Robots That Think on Their Feet: A New Approach to Long-Term Manipulation

Author: Denis Avetisyan

Researchers have developed a novel architecture that allows robots to dynamically adapt to unexpected challenges during complex manipulation tasks.

A tri-system architecture governs dynamic action, where an evaluative critic asynchronously assesses progress and mediates scheduling between a deliberative brain and a procedural cerebellum, allowing for a nuanced response to evolving conditions rather than a rigid adherence to pre-programmed sequences.

This work introduces a Tri-System Vision-Language-Action framework with critic-guided scheduling for robust, out-of-distribution generalization in hierarchical robotic manipulation.

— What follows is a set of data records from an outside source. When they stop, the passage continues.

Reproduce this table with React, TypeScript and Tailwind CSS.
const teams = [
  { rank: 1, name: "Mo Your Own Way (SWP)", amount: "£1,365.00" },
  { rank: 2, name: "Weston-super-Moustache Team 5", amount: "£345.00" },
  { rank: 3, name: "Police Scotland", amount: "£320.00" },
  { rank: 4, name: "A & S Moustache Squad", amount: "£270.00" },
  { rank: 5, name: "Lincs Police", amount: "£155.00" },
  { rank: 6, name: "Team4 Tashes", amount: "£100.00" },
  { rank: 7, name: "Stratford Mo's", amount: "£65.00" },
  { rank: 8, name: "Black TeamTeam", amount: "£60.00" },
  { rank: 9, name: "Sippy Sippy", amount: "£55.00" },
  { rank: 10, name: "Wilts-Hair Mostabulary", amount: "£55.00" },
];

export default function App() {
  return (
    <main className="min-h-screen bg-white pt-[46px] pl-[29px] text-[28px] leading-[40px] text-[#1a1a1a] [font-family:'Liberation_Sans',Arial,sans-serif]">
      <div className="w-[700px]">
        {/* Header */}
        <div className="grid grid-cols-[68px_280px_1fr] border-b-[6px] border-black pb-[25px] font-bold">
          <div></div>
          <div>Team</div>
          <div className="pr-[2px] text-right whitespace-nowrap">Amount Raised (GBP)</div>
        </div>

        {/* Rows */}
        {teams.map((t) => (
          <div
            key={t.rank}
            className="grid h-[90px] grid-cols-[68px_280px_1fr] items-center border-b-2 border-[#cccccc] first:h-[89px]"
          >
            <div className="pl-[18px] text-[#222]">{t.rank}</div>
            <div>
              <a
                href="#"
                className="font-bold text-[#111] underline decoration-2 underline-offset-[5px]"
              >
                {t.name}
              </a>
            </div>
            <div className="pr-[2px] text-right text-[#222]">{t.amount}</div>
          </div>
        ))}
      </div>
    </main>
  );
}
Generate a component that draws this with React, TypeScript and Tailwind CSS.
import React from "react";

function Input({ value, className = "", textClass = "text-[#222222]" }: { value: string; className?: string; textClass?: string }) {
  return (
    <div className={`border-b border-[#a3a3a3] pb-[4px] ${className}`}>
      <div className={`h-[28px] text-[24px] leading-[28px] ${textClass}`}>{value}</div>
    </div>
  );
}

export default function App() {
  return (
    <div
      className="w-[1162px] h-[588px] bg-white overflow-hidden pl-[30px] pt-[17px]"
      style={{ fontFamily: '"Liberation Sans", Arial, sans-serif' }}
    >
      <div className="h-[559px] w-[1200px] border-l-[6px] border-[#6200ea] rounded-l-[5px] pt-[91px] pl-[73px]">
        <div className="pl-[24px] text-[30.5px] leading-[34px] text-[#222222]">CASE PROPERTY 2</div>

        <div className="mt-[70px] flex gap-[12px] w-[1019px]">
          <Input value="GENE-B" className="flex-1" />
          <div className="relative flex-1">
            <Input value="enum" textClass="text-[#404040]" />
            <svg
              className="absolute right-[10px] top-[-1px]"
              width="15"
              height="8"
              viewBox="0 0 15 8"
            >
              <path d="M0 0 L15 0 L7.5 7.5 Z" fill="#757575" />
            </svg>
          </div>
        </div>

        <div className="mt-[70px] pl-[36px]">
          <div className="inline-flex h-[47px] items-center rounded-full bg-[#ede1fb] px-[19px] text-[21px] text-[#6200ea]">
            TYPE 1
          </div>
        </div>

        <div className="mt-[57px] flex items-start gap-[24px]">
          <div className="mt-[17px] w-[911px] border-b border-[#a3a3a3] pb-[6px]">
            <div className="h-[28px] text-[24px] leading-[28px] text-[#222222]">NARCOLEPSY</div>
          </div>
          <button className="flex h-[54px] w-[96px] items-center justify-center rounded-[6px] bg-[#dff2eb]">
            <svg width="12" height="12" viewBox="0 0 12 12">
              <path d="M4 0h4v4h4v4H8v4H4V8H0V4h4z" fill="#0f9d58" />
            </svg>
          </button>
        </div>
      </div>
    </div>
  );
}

Balancing high-level reasoning with real-time reactivity remains a central challenge in robotic manipulation. This work, ‘Critic in the Loop: A Tri-System VLA Framework for Robust Long-Horizon Manipulation’, introduces a novel architecture that dynamically orchestrates vision-language models and vision-language-action models via a learned visual critic. This critic-guided system achieves robust and efficient long-horizon manipulation by adaptively switching between semantic planning and reactive execution, particularly in response to unforeseen failures or stagnation. Could this approach unlock truly autonomous robotic systems capable of reliably operating in complex, real-world environments?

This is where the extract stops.